By then she had met her comedy partner, Katy Wix, at a stand-up competition. "French and Saunders said, 'Go off and be weird and do the comedy you want to do. And fuck everyone else'," says Crilly, although it's another comedy pairing, Vic Reeves and Bob Mortimer, whom Wix and Crilly are more often likened to. "Funnily enough we have an Australian male following," she says, apparently mystified.

SARAH SOLEMANI

"I'd never met a Tory until I went to Cambridge," recalls Sarah Solemani, now aged 29 and musing on her life growing up in north London, the daughter of a mathematician and a social worker. "Our house was filled with books on feminist theory and Marxism."

Little surprise, then, that she studied politics, although a career choice was obviously looming since by then Solemani had spent her gap year playing Elaine in the West End production of The Graduate, with Kathleen Turner as her mother.

She became vice president of Footlights, and in her third year she featured in the film Mrs Henderson Presents. "I was one of the five tableaux girls – so I spent a term just being naked, getting up really early and getting rid of all my body hair."

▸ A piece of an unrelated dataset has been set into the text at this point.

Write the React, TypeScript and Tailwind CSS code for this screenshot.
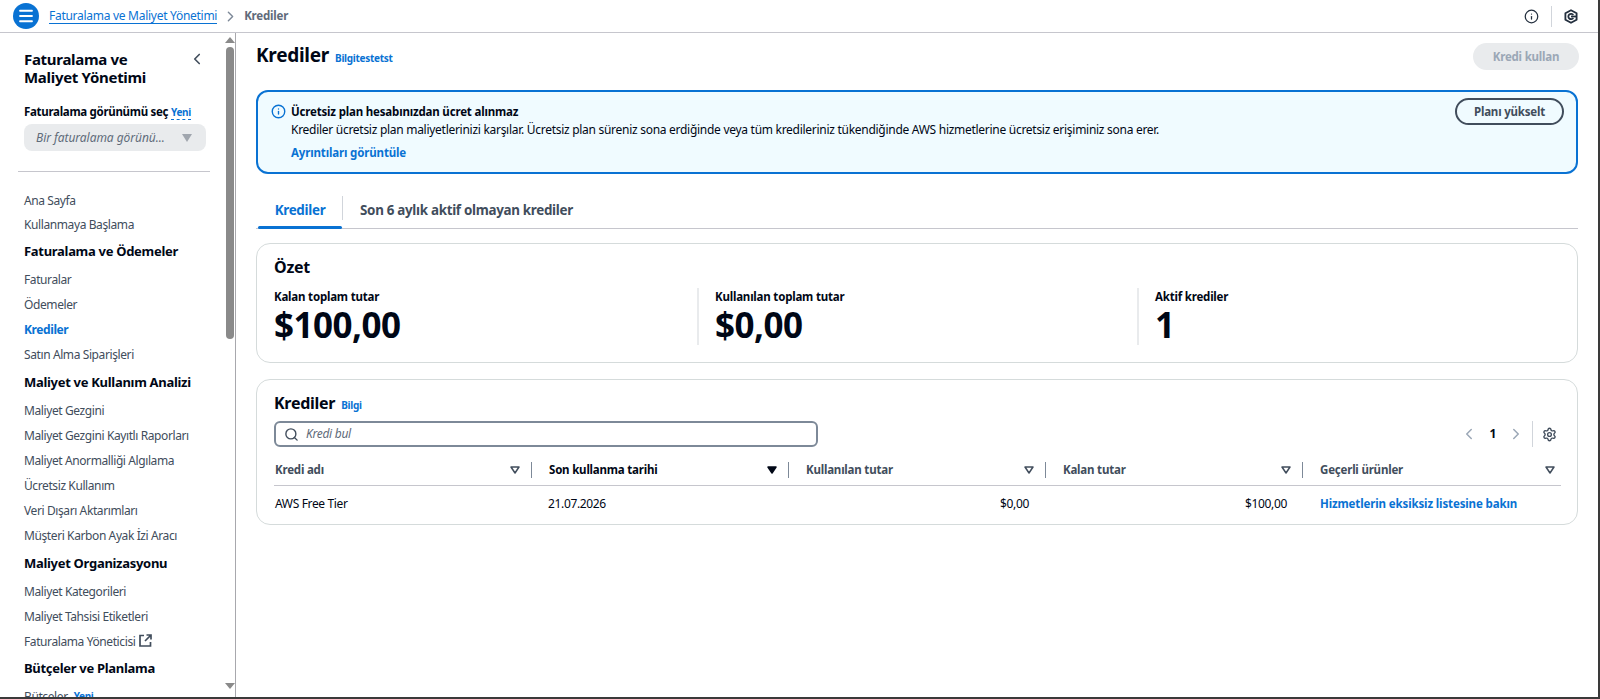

In fact, it's the big irony of her playing that ultimate slacker, Becky, in BBC3's Him & Her, that Solemani herself is such a high achiever, doing the young writers programme at London's Royal Court Theatre, having two plays put on at Soho Theatre, "and the Old Vic selected six writers to put on in New York – so I had a play in New York".

This month she's opening at the Almeida in an adaptation (set in modern-day Iran) of Lorca's The House of Bernarda Alba, and has an autobiographical script in production. "I lost my mum when I was 16 and it's a coming-of-age comedy-drama set in 1996 about a young girl whose mum's dying and she and three friends want to go to Knebworth to see Oasis play. So Noel Gallagher, if you're reading this..."

Solemani's comedy partner is Olivia Poulet, and after several successful Edinburgh shows the duo have received interest from the States. "They said they really liked the sensibility," she says. "I don't do stand-up. I did it a couple of times at university and you've got to get over that pain threshold of being shit."